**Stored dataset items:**
※

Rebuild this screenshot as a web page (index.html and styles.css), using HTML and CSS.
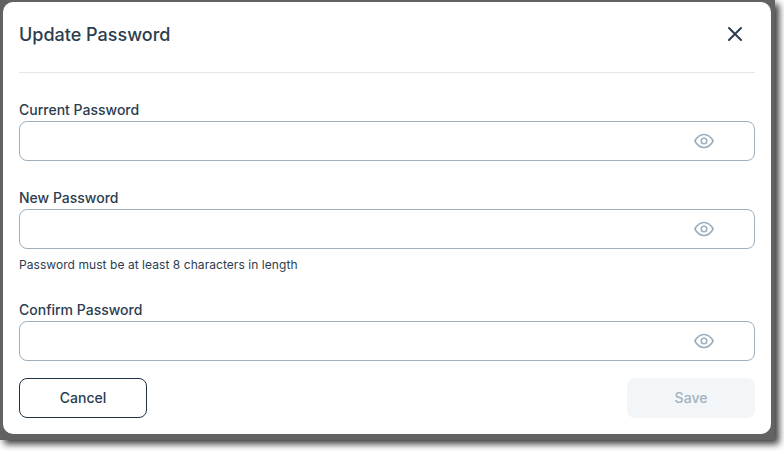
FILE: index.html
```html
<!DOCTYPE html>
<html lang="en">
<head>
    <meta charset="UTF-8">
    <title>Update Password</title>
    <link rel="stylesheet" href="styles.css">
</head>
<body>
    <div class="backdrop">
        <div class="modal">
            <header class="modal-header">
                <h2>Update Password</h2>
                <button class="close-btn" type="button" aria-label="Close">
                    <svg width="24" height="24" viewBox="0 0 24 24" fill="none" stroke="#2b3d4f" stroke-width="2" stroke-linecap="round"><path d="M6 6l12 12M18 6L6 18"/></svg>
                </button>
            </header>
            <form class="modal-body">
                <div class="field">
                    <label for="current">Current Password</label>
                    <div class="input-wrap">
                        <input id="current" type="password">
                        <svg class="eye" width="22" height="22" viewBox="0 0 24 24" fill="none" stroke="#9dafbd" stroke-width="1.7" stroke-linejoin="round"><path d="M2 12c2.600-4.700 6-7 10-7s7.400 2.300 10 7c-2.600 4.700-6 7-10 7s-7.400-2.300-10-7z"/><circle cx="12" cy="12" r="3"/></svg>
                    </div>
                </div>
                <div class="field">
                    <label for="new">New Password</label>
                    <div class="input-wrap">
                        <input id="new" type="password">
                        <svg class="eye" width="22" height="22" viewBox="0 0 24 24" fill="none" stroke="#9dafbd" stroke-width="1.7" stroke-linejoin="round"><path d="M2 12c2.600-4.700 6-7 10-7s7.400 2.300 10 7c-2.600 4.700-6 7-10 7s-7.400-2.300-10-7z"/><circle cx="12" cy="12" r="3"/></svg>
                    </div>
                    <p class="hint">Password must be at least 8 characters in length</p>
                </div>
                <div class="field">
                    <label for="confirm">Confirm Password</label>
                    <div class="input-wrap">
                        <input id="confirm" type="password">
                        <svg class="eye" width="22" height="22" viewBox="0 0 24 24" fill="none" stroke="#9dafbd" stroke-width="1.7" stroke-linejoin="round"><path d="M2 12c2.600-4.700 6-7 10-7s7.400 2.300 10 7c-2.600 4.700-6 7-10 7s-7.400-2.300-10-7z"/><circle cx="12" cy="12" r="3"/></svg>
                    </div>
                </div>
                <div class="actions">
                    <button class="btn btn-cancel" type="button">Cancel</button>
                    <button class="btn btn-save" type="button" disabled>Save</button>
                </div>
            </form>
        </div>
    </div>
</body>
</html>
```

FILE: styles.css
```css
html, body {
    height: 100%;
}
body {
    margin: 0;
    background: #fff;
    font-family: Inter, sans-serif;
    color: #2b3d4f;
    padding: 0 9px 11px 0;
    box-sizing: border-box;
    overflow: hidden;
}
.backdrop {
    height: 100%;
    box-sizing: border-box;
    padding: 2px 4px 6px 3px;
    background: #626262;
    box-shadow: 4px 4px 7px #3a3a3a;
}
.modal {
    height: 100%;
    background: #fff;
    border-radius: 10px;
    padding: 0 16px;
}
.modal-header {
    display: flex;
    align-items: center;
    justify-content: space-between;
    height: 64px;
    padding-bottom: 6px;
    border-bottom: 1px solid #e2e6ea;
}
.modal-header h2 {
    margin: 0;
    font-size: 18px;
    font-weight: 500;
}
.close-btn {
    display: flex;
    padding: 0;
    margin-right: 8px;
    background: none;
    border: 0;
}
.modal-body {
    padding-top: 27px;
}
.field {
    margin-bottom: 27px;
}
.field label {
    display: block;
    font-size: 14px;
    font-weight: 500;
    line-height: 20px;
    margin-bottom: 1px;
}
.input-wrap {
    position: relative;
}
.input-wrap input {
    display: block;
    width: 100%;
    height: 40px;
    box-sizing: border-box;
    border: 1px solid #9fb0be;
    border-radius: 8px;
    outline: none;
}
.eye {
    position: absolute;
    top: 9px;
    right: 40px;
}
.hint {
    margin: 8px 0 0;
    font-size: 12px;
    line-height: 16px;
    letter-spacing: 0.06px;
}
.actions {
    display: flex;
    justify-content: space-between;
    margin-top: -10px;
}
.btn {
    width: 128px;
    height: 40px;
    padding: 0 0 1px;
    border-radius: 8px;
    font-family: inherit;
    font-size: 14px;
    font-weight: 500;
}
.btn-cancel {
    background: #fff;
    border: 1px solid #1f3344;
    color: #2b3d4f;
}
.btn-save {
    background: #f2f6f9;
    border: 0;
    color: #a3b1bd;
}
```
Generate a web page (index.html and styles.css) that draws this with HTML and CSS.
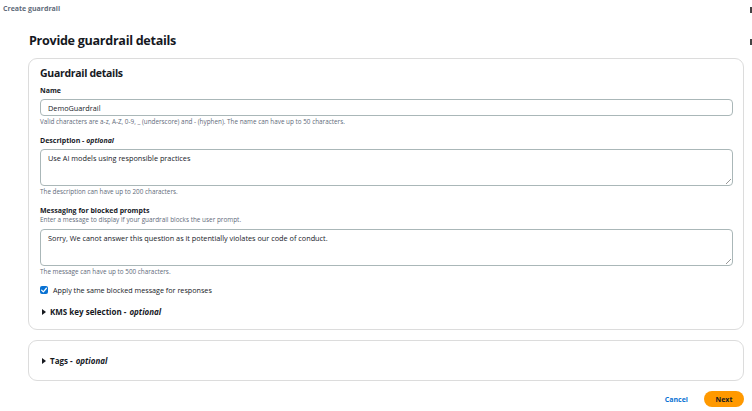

※

**Required task:** Using the material above, state how many lines include the string "styles". Answer with a single number.

**Written solution:** 4